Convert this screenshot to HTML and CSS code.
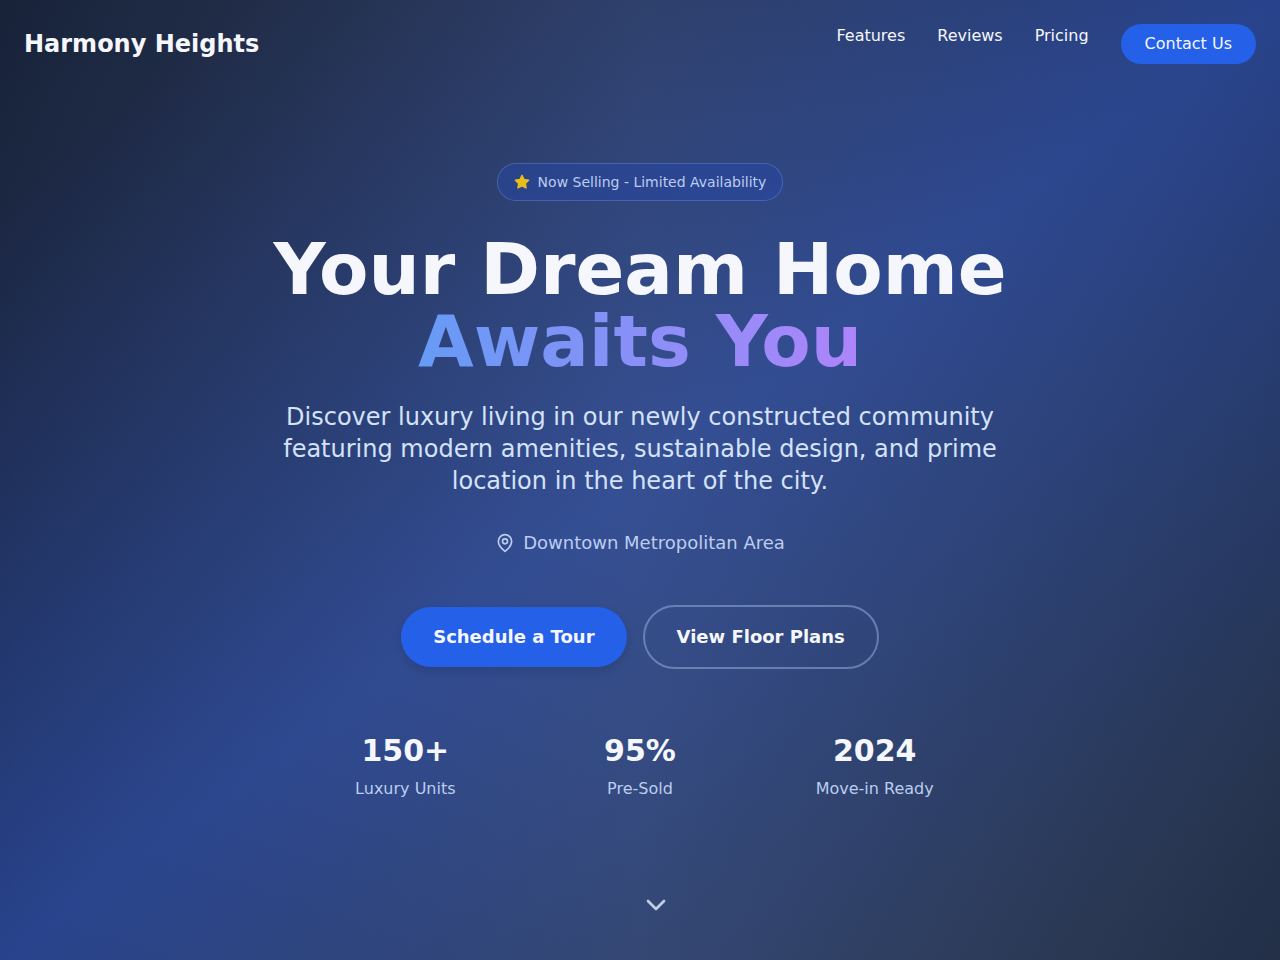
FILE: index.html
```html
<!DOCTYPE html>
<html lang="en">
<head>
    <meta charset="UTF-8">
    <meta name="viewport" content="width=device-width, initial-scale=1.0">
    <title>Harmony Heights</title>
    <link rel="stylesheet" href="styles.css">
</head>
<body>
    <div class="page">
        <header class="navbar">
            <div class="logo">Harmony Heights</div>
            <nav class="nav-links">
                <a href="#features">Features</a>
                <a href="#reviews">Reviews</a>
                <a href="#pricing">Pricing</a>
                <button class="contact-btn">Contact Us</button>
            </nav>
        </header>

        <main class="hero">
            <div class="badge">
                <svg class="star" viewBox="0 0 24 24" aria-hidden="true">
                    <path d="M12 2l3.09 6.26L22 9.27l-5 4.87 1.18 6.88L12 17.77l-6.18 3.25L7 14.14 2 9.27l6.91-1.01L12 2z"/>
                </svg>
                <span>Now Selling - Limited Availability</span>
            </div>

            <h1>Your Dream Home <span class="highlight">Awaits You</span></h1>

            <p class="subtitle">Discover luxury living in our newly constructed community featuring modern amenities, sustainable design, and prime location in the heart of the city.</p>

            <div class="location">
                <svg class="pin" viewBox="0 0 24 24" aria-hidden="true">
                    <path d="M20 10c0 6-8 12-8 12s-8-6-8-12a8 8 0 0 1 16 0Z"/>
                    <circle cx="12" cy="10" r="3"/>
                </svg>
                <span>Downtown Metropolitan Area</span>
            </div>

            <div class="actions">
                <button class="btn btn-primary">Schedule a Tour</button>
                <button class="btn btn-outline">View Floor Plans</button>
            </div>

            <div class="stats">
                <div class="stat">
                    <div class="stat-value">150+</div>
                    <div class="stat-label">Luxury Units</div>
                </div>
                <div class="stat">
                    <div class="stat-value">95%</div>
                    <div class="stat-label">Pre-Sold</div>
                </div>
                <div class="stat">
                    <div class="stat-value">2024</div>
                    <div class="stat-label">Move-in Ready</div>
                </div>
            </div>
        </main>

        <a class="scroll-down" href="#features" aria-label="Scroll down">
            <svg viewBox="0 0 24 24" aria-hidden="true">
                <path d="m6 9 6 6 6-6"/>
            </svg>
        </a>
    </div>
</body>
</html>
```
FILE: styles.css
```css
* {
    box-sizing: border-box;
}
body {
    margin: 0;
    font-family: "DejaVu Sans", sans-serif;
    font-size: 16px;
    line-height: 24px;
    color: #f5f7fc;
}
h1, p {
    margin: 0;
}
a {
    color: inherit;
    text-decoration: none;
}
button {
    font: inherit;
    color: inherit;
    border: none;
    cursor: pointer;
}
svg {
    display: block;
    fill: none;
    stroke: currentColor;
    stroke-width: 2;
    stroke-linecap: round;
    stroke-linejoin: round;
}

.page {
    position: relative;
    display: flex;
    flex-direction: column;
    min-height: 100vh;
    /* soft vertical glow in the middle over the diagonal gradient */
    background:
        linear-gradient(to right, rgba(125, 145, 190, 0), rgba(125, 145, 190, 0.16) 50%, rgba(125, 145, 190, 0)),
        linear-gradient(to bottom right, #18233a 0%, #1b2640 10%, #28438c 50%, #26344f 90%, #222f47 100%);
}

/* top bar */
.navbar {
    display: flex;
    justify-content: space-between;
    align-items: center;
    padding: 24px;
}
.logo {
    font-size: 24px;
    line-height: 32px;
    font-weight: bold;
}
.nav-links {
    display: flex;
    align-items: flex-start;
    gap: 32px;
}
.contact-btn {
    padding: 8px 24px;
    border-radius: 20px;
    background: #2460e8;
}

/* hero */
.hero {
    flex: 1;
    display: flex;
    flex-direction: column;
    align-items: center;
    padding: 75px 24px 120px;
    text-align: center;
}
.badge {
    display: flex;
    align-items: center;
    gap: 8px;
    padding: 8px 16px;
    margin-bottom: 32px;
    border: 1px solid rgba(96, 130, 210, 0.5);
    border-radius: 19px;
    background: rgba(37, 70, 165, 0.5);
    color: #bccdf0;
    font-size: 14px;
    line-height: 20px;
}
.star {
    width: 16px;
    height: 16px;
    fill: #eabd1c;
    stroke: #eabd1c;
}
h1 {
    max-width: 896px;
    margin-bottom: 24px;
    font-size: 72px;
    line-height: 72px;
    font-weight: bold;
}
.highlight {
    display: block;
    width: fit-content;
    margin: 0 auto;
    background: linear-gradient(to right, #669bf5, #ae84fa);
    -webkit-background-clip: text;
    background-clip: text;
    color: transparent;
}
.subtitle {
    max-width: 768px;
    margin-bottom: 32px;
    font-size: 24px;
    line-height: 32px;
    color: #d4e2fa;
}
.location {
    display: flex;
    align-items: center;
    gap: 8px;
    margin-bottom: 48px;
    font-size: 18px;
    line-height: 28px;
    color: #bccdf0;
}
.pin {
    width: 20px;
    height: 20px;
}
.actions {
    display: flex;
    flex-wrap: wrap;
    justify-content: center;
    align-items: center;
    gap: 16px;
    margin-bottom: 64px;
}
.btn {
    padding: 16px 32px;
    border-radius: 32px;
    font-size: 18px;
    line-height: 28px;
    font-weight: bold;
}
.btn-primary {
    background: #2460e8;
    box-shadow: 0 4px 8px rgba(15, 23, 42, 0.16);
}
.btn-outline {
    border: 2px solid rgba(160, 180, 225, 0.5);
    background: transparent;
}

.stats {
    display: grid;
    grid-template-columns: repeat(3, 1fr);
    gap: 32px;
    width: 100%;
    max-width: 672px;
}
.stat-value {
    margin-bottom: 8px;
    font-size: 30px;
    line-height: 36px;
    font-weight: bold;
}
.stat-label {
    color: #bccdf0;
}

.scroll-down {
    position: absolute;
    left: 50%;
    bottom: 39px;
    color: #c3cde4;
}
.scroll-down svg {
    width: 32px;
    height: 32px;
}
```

______________________________

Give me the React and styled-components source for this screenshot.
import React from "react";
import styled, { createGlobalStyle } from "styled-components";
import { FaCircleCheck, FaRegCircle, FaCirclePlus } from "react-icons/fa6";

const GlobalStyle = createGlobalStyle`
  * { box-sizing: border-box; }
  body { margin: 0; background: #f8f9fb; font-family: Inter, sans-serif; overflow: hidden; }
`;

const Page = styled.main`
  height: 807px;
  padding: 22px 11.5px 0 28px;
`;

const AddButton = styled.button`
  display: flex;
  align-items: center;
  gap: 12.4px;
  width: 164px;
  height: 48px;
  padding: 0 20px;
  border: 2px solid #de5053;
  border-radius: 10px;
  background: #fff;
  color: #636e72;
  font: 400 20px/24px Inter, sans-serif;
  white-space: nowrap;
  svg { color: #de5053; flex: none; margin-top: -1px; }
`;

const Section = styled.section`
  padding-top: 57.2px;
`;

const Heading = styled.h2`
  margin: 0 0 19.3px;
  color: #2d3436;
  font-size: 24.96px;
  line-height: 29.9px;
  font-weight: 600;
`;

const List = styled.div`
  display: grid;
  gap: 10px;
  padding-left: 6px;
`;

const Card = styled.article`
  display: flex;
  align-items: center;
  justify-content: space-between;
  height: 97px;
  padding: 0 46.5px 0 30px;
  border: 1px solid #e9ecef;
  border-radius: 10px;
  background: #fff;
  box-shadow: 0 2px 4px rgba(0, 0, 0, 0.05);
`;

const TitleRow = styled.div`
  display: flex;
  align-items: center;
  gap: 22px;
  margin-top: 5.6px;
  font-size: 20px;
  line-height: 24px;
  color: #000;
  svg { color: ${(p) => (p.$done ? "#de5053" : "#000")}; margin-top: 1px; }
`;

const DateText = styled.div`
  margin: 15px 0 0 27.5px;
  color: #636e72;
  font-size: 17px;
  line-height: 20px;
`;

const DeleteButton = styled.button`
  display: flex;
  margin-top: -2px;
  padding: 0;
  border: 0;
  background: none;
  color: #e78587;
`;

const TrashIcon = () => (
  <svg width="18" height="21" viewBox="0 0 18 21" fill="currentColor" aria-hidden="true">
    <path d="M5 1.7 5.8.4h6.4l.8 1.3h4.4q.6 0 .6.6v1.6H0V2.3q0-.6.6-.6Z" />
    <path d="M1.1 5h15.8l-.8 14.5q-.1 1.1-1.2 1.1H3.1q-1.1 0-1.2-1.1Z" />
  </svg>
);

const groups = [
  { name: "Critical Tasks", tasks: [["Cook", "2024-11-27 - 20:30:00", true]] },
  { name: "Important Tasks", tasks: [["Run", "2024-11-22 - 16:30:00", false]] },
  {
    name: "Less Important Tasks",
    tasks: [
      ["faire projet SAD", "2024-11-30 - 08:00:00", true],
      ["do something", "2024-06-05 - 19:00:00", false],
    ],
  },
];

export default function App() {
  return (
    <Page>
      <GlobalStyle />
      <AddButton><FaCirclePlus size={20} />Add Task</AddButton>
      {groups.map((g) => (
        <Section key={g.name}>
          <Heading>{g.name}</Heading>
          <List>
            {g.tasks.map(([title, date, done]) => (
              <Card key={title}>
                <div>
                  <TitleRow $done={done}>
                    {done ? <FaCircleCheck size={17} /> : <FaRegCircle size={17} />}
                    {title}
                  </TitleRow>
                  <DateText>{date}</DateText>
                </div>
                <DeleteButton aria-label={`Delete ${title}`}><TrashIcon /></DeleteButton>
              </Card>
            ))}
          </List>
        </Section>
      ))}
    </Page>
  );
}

______________________________

§ **What you should do**:
Write out each line exactly as it appears, from the line with "Give me the" up to and including the line with "FaCircleCheck, FaRegCircle, FaCirclePlus".

§ **Answer**:
Give me the React and styled-components source for this screenshot.
import React from "react";
import styled, { createGlobalStyle } from "styled-components";
import { FaCircleCheck, FaRegCircle, FaCirclePlus } from "react-icons/fa6";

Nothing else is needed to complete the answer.